Por otro lado, el principio wahhabí del interés común –«dónde esté el interés común está la ley de Dios»– ha sido fundamental para que en Arabia se registrase una centralización estatal que superó las estructuras segmentarias premodernas. De ahí también la convicción de que es necesario o viable un estado no musulmán, sino islámico, algo fundamental en el pensamiento político derivado del alto sunismo salafita, es decir, el islamismo más antitradicional que representan Abu al-Ala Mawdudi, Rashid Rida y los Hermanos Musulmanes. Es esa virtud politizadora del rigorismo islámico la que han aplicado los talibán, venciendo por la fuerza el secular faccionalismo tribal afgano –que pugna por sobrevivir de la mano de los mujahidines contrarios al régimen de Kabul–, a la vez que sometiendo a las minorías que podrían obstacularizar la homogeneización política del país: los chiís y los sunís de lengua persa del norte. Paradójicamente, las alternativas que los norteamericanos barajan para sustituir a la actual república afgana son tan poco modernas como la reinstauración de la monarquía –de la mano del depuesto Zaher Shah– o el potenciamiento de las disgregadoras tribus norteñas
El otro referente es el vecino Pakistán. No se olvide que el modelo de organización social de los talibán está adoptado del de los patanes de la zona montañosa fronteriza con esa país, sobre todo por lo que hace a la exclusión absoluta de las mujeres. La fundación de Pakistán se debió a la preeminencia de los muwahhidun o unitarios islámicos sobre el islamismo liberal y occidentalizado de Sir Sayyid Ahmad Jan. La vía paquistaní encontró en teóricos como Iqbal o el citado Mawdudi las fuentes doctrinales con que justificar, a la vez, el rechazo a la europeización, a las tradiciones paganas propias, a la herencia helénica y a la presencia tanto budista como hindú. Son idénticas obsesiones las que están reproduciendo los talibán, con medidas como la persecución contra los predicadores cristianos, la obligatoriedad para los hindúes de usar distintivos que los identifiquen o la destrucción del patrimonio artístico y monumental de la gran civilización greco-búdica que conoció su esplendor precisamente en lo que hoy es Afganistán.
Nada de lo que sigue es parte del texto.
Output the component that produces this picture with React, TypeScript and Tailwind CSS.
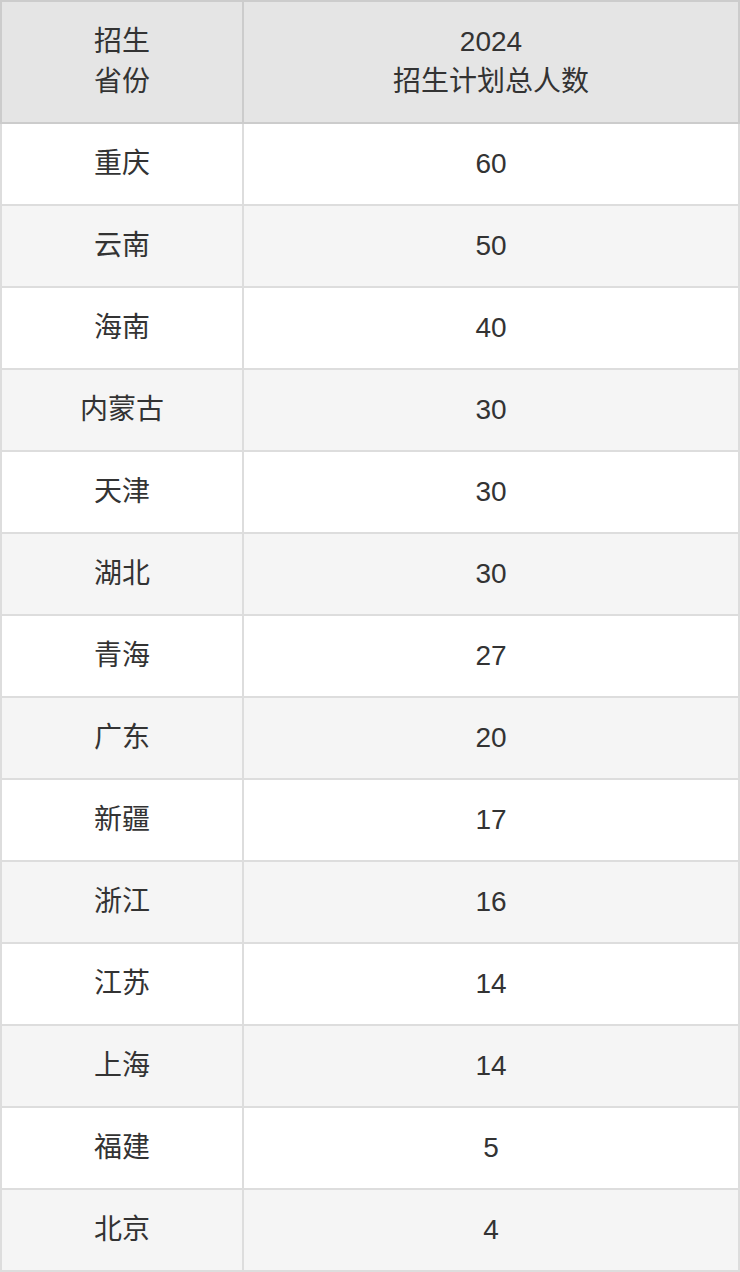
const rows: [string, string][] = [
  ['重庆', '60'],
  ['云南', '50'],
  ['海南', '40'],
  ['内蒙古', '30'],
  ['天津', '30'],
  ['湖北', '30'],
  ['青海', '27'],
  ['广东', '20'],
  ['新疆', '17'],
  ['浙江', '16'],
  ['江苏', '14'],
  ['上海', '14'],
  ['福建', '5'],
  ['北京', '4'],
];

export default function App() {
  return (
    <div
      className="w-[740px] bg-white text-[#333333]"
      style={{ fontFamily: '"Liberation Sans", "Noto Sans CJK SC", sans-serif' }}
    >
      <table className="w-full table-fixed border-collapse text-center text-[28px] leading-[40px]">
        <colgroup>
          <col className="w-[242px]" />
          <col />
        </colgroup>
        <thead>
          <tr className="bg-[#e5e5e5]">
            <th className="border-2 border-[#cccccc] px-4 py-[20px] font-normal">
              招生
              <br />
              省份
            </th>
            <th className="border-2 border-[#cccccc] px-4 py-[20px] font-normal">
              2024
              <br />
              招生计划总人数
            </th>
          </tr>
        </thead>
        <tbody>
          {rows.map(([prov, num], i) => (
            <tr key={prov} className={i % 2 === 1 ? 'bg-[#f5f5f5]' : 'bg-white'}>
              <td className="border-2 border-[#dddddd] px-4 py-[20px]">{prov}</td>
              <td className="border-2 border-[#dddddd] px-4 py-[20px]">{num}</td>
            </tr>
          ))}
        </tbody>
      </table>
    </div>
  );
}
En el país de los talibán se reedita la búsqueda utópica de la restauración universal de la inicial comunidad mediní –la Umma o el Dar-el-Islam–, orientada por el ejemplo de Mahoma y del islam puro e incorrupto de los cuatro Califas Bien Guiados, los Julafa al-rashidun: Abu Bakr, Omar, Utnan y Alí. Pocas cosas más modernas que ese afán por implantar el monocultivo ideológico y cultural, eso que aquí conocemos como pensamiento único. Esa así que el islamismo más fanático intenta imponer en medio mundo lo que Lévi-Strauss advirtió que Occidente ya había impuesto en el otro medio: la radical división entre lo natural y lo sobrenatural, el desprestigio de las mediaciones simbólicas mediante las cuales se aceptaba el carácter interlocutor del mundo sensible, la producción de conflictos morales insuperables en los individuos y la más absoluta aversión hacia cualquiera que no pensase en idénticos términos que uno mismo.